Besides this there has been a severe dip in campus hiring by the Indian IT industry. Experts such as B.S. Murthy, CEO of the Bengaluru-based executive search firm, LeadershipCapital Consulting Limited, feels that the only good thing to have happened for the Indian IT services firms has been the devaluation of the Indian rupee which continues its downward trend. Since a majority of the business for these firms comes from the U.S. Market, the devaluation of the Indian rupee will help these companies improve their bottom lines.
“There was a time when IT services companies such as Infosys and TCS had hired around 45,000 people in a year from campuses. That number has gone down to around 10,000 a year. It is easy to train thousands of people in back office work but it is very challenging to get and train people in the field of algorithms and other new digital processes. The way things are moving it would be a great thing if many of the IT professionals are able to clinch to their jobs in the year ahead. The hikes would be minimal and would be a basic adjustment to the inflationary trends. Three to six per cent of annual hike is what I foresee for the masses in the IT sector, though exceptions in the form of good performers would be there,” Murthy told THE WEEK.

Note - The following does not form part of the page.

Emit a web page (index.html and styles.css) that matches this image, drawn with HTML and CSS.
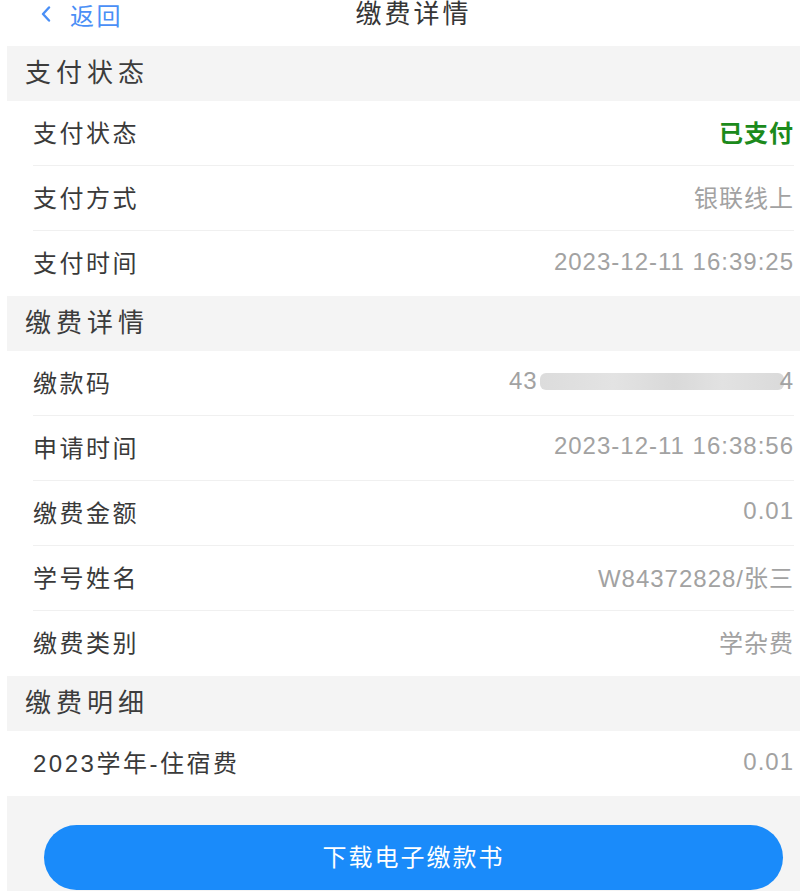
FILE: index.html
```html
<!DOCTYPE html>
<html lang="zh-CN">
<head>
    <meta charset="UTF-8">
    <meta name="viewport" content="width=device-width, initial-scale=1.0">
    <title>缴费详情</title>
    <link rel="stylesheet" href="styles.css">
</head>
<body>
    <div class="page">
        <!-- 顶部导航 -->
        <div class="nav">
            <a class="back" href="#">
                <svg width="10" height="16" viewBox="0 0 10 16"><polyline points="8,1.5 2,8 8,14.5" fill="none" stroke="#4a8ff6" stroke-width="2.4" stroke-linecap="round" stroke-linejoin="round"/></svg>
                <span>返回</span>
            </a>
            <div class="nav-title">缴费详情</div>
            <div></div>
        </div>

        <div class="section-title">支付状态</div>
        <div class="list">
            <div class="row"><span class="label">支付状态</span><span class="value paid">已支付</span></div>
            <div class="row"><span class="label">支付方式</span><span class="value">银联线上</span></div>
            <div class="row"><span class="label">支付时间</span><span class="value">2023-12-11 16:39:25</span></div>
        </div>

        <div class="section-title">缴费详情</div>
        <div class="list">
            <div class="row"><span class="label">缴款码</span><span class="value">43<span class="mask"></span>4</span></div>
            <div class="row"><span class="label">申请时间</span><span class="value">2023-12-11 16:38:56</span></div>
            <div class="row"><span class="label">缴费金额</span><span class="value">0.01</span></div>
            <div class="row"><span class="label">学号姓名</span><span class="value">W84372828/张三</span></div>
            <div class="row"><span class="label">缴费类别</span><span class="value">学杂费</span></div>
        </div>

        <div class="section-title">缴费明细</div>
        <div class="list">
            <div class="row"><span class="label">2023学年-住宿费</span><span class="value">0.01</span></div>
        </div>

        <div class="footer">
            <button class="download">下载电子缴款书</button>
        </div>
    </div>
</body>
</html>
```

FILE: styles.css
```css
html, body {
    margin: 0;
    padding: 0;
    background: #ffffff;
    overflow: hidden;
}
body {
    font-family: "Liberation Sans", "Noto Sans CJK SC", sans-serif;
    color: #383838;
}
.page {
    width: 813px;
    margin-left: 7px;
}
.nav {
    height: 46px;
    display: grid;
    grid-template-columns: 1fr auto 1fr;
    align-items: start;
    background: #ffffff;
}
.back {
    display: flex;
    align-items: center;
    gap: 19px;
    padding-left: 34px;
    height: 28px;
    color: #4a8ff6;
    text-decoration: none;
    font-size: 24px;
    letter-spacing: 2.5px;
}
.nav-title {
    line-height: 28px;
    font-size: 26px;
    letter-spacing: 3px;
    color: #363636;
}
.section-title {
    height: 55px;
    line-height: 55px;
    padding-left: 18px;
    background: #f4f4f4;
    font-size: 26px;
    letter-spacing: 5px;
    color: #3c3c3c;
}
.list {
    background: #ffffff;
}
.row {
    box-sizing: border-box;
    height: 65px;
    margin: 0 26px;
    padding-bottom: 4px;
    display: flex;
    justify-content: space-between;
    align-items: center;
    border-bottom: 1px solid #f0f0f0;
    font-size: 24px;
}
.row:last-child {
    border-bottom: none;
}
.label {
    color: #3a3a3a;
    letter-spacing: 2.5px;
}
.value {
    color: #a2a2a2;
    letter-spacing: 1px;
    display: flex;
    align-items: center;
}
.value.paid {
    color: #1c8a1c;
    font-weight: bold;
}
.mask {
    display: inline-block;
    width: 244px;
    height: 17px;
    margin: 0 -4px 0 2px;
    border-radius: 6px;
    background: linear-gradient(90deg, #dcdcdc, #e3e3e3 30%, #d9d9d9 55%, #e2e2e2 75%, #dadada);
}
.footer {
    background: #f4f4f4;
    padding: 29px 37px 20px;
}
.download {
    display: block;
    width: 100%;
    height: 65px;
    padding-bottom: 6px;
    border: none;
    border-radius: 33px;
    background: #1a8bfa;
    color: #ffffff;
    font-family: "Liberation Sans", "Noto Sans CJK SC", sans-serif;
    font-size: 24px;
    letter-spacing: 2px;
}
```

He also feels that the speed of change in business strategy due to the growing demand in the digital space will show in the form of very average hikes for the employees. “Gone are the days when the IT companies used to grow at a 30-35 percent CAGR. Now the companies growth have slowed down considerably,” added Murthy.
Another expert Alok Shende of Mumbai-based Ascentius Consulting feels that there are multiplicity of restraining forces that are simultaneously at play. “The wage rates in the industry are still under the shadow of the 2017 IT industry slowdown. While there are glimmer of signals that allude to improvements in the base growth rate, the pressure on wages is likely to continue owing to the shift to digital. Non-digital billing rates and hence, the wage growth rates for employees engaged in these services are likely to remain under pressure in the foreseeable future. Finally, the shift to digital has not happened to the extent that it will elevate the aggregate wage growth rates,” said Shende.